The decision was made on a lengthy board call on Tuesday and after deliberations between Mr. Neumann and his closest confidants in recent days. On Sunday, he met with the chairman and chief executive of JPMorgan Chase, Jamie Dimon, and later in the day had dinner with Bruce Dunlevie, a partner at Benchmark Capital and a director of the We Company.
It is not clear if Mr. Neumann’s departure as chief executive will be enough to bolster interest in We’s shares. Investors have also expressed concerns about the company’s business model. We has been spending billions of dollars to expand and is unlikely to turn a profit in the foreseeable future.
Mr. Neumann and WeWork have been the driving force in the flexible office space business, which is transforming the commercial real estate market. Individuals and companies are flocking to locations run by WeWork and others, attracted by shorter leases and nicely designed spaces.
But as the company has expanded at a breakneck speed it has lost billions of dollars and failed to convince investors that it can become a sustainable business. A more seasoned chief executive who has run businesses with a steady hand might help win over skeptics. In 2017, under pressure from investors, Travis Kalanick resigned as chief executive of Uber. He was replaced by Dara Khosrowshahi, a former chief executive at Expedia who set about trying to improve the culture at Uber and preparing the company for an I.P.O.
Mr.
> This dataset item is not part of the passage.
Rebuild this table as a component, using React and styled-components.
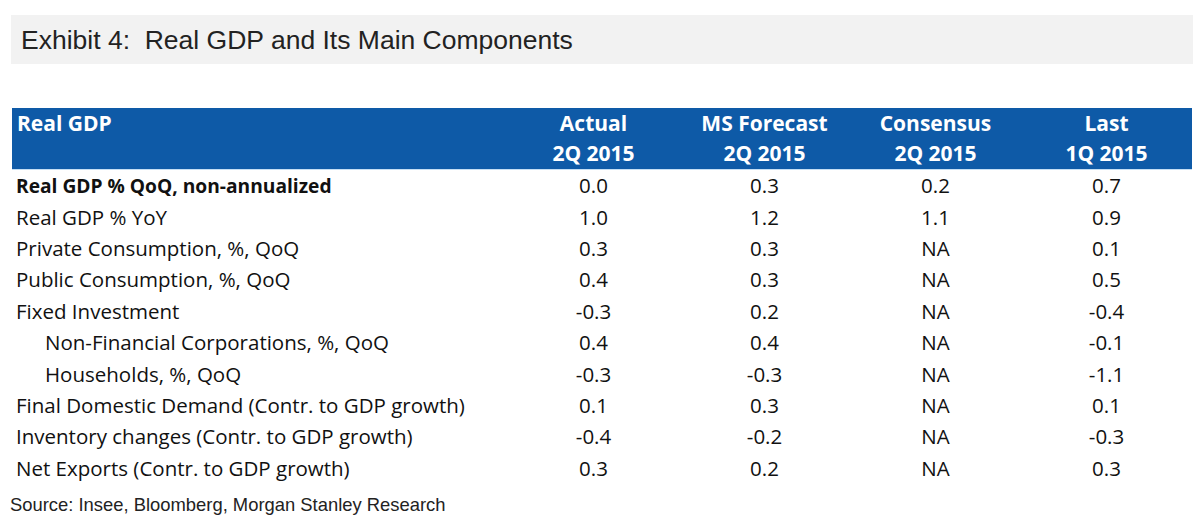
import React from 'react';
import styled, { createGlobalStyle } from 'styled-components';

const GlobalStyle = createGlobalStyle`
  html, body {
    margin: 0;
    padding: 0;
    background: #fff;
  }
`;

const rows = [
  { label: 'Real GDP % QoQ, non-annualized', bold: true, values: ['0.0', '0.3', '0.2', '0.7'] },
  { label: 'Real GDP % YoY', values: ['1.0', '1.2', '1.1', '0.9'] },
  { label: 'Private Consumption, %, QoQ', values: ['0.3', '0.3', 'NA', '0.1'] },
  { label: 'Public Consumption, %, QoQ', values: ['0.4', '0.3', 'NA', '0.5'] },
  { label: 'Fixed Investment', values: ['-0.3', '0.2', 'NA', '-0.4'] },
  { label: 'Non-Financial Corporations, %, QoQ', indent: true, values: ['0.4', '0.4', 'NA', '-0.1'] },
  { label: 'Households, %, QoQ', indent: true, values: ['-0.3', '-0.3', 'NA', '-1.1'] },
  { label: 'Final Domestic Demand (Contr. to GDP growth)', values: ['0.1', '0.3', 'NA', '0.1'] },
  { label: 'Inventory changes (Contr. to GDP growth)', values: ['-0.4', '-0.2', 'NA', '-0.3'] },
  { label: 'Net Exports (Contr. to GDP growth)', values: ['0.3', '0.2', 'NA', '0.3'] }
];

const columns = [
  ['Actual', '2Q 2015'],
  ['MS Forecast', '2Q 2015'],
  ['Consensus', '2Q 2015'],
  ['Last', '1Q 2015']
];

const App = () => (
  <Page>
    <GlobalStyle />
    <TitleBar>Exhibit 4:&nbsp; Real GDP and Its Main Components</TitleBar>
    <Table>
      <colgroup>
        <Col $w={496} />
        {columns.map(([top]) => <Col key={top} $w={171} />)}
      </colgroup>
      <thead>
        <tr>
          <HeadCell $align='left'>Real GDP</HeadCell>
          {columns.map(([top, bottom]) => (
            <HeadCell key={top}>
              {top}
              <br />
              {bottom}
            </HeadCell>
          ))}
        </tr>
      </thead>
      <tbody>
        {rows.map(row => (
          <tr key={row.label}>
            <LabelCell $bold={row.bold} $indent={row.indent}>{row.label}</LabelCell>
            {row.values.map((v, i) => (
              <ValueCell key={i}>{v}</ValueCell>
            ))}
          </tr>
        ))}
      </tbody>
    </Table>
    <Source>Source: Insee, Bloomberg, Morgan Stanley Research</Source>
  </Page>
);

const Page = styled.div`
  width: 1200px;
  height: 531px;
  padding-top: 15px;
  box-sizing: border-box;
  overflow: hidden;
`;

const TitleBar = styled.div`
  margin: 0 7px 0 11px;
  height: 49px;
  background: #f2f2f2;
  padding-left: 10px;
  font-family: "Liberation Sans", Arial, sans-serif;
  font-size: 26.5px;
  line-height: 50px;
  color: #222;
`;

const Table = styled.table`
  margin: 44px 0 0 12px;
  width: 1180px;
  border-collapse: collapse;
  table-layout: fixed;
  font-family: "Open Sans", "Noto Sans", sans-serif;
  font-size: 20.5px;
  color: #111;
`;

const Col = styled.col`
  width: ${p => p.$w}px;
`;

const HeadCell = styled.th`
  background: #0e5aa7;
  color: #fff;
  font-size: 21px;
  font-weight: 700;
  text-align: ${p => p.$align || 'center'};
  vertical-align: top;
  padding: 0 0 0 ${p => (p.$align === 'left' ? '5px' : '0')};
  height: 61px;
  line-height: 30px;
  border-bottom: 1px solid #c4def4;
`;

const LabelCell = styled.td`
  font-weight: ${p => (p.$bold ? 700 : 400)};
  font-size: ${p => (p.$bold ? '19.2px' : 'inherit')};
  padding: 0 0 0 ${p => (p.$indent ? '33px' : '4px')};
  height: 31.4px;
  line-height: 31px;
  white-space: nowrap;
`;

const ValueCell = styled.td`
  text-align: center;
  padding: 0;
  line-height: 31px;
`;

const Source = styled.div`
  margin: 10px 0 0 10px;
  font-family: "Liberation Sans", Arial, sans-serif;
  font-size: 18.4px;
  color: #222;
`;

export default App;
Neumann’s management style was sometimes impulsive: He once unilaterally declared that WeWork would ban meat from the company, which forced executives to quickly come up with a rationale for why.
He also invested in properties that leased space to WeWork. Though Mr. Neumann later sold his stakes in the properties to an investment arm of WeWork, the deals raised concerns among investors that he was trying to enrich himself at the company’s expense.
Mr. Neumann’s resignation comes as a blow to its biggest outside investor, SoftBank, the Japanese company that has plowed billions of dollars into WeWork and other start-ups. Softbank’s chief executive, Masayoshi Son, has given founders wide leeway in expanding their businesses and looked the other way at excesses until investors in the public markets push back.